Java 101

This document is to list Java basics in developing data intensive applications.

For each item, we will discuss the problem, the context, options, and the solution.

Language 101

Tenary operator vs switch

• Problem: Nested ternary operators

The ternary operator is a substitute for an if-else statement, in which the ternary operator shortens the if-else statement into a single line. However, we can nest ternary operators like if-else statements, which is overly used and becomes unreadable and difficult to understand.

Here is an example with nested ternary operators:

int i = 5;
String result = i == 0 ? "a" : i == 1 ? "b" : i == 2 ? "c" : i == 3 ? "d" : "e";

• Options: use switch or if/else

While if/else is an option, switch/case is much easier to follow

What’s more, switch (TableSwitch or LookupSwitch) are faster than if/else if there are more than 2 cases. While it isn’t significant for most of applications, for data intensive application, it can become significant contributor to the latency.
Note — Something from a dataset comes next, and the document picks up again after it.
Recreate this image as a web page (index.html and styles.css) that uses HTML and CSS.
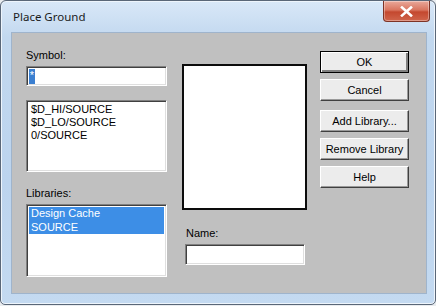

• Solution: prefer switch/case

Refactor with switch/case

int i = 5;

String result = null;
switch(i) {
case 0:
  result = "a"; break;
case 1:
  result = "b"; break;
case 2:
  result = "c"; break;
case 3:
  result = "d"; break;
default:
  result = "e"; break;
}

Reference

1. Plantir Java coding standard
2. Conditionals — If-Else vs Ternary Operator vs Switch-Case
3. Why switch is faster than if

Set complexity

• Problem: do Java Set operators have O(1) complexity?

• Analysis: Set provides interface for a collection of unique elements. Java provides 6 implmentations of Set: HashSet, LinkedHashSet, EnumSet, TreeSet, CopyOnWriteArraySet, and ConcurrentSkipListSet.

Implementation	add	remove	contains
HashSet	O(1)	O(1)	O(1)
LinkedHashSet	O(1)	O(1)	O(1)
EnumSet	O(1)	O(1)	O(1)
TreeSet	O(logn)	O(logn)	O(logn)
ConcurrentSkipListSet	O(logn)	O(logn)	O(logn)
CopyOnWriteArraySet	O(n)	O(n)	O(n)

When selecting set for data intensive logic, the computing complexity matters.

There are other sutle cases worthy attension:

String[] items = new String[]{"One", "Two", "Three", "Four", "Five"};
Set<String> mySet = Arrays.stream(items).collect(Collectors.toSet());

Usually, Collectors.toSet() returns HashSet, therefore mySet has O(1) complexity. However from Javadoc:

Returns a Collector that accumulates the input elements into a new Set. There are no guarantees on the type, mutability, serializability, or thread-safety of the Set returned; if more control over the returned Set is required, use toCollection(java.util.function.Supplier).

• Solution: explicitly choose Set implementation

The safer bet is to change the above code to HashSet:

String[] items = new String[]{"One", "Two", "Three", "Four", "Five"};
Set<String> mySet = Arrays.stream(items).collect(Collectors.toCollection(HashSet::new));

How is HashSet implemented?

HashSet is implemented with HashMap, in which add calls HashMap.put function, remove calls HashMap.remove function, and contains calls HashMap.containsKey function. In HashMap, put function calls key’s hashCode() function. However, when the map has the key hashcode, it will call key’s equals function to check if those 2 are equal. In the case of conflict, the data is saved in a linked list, in that case the complexity becomes O(n). For more details, refer to [1].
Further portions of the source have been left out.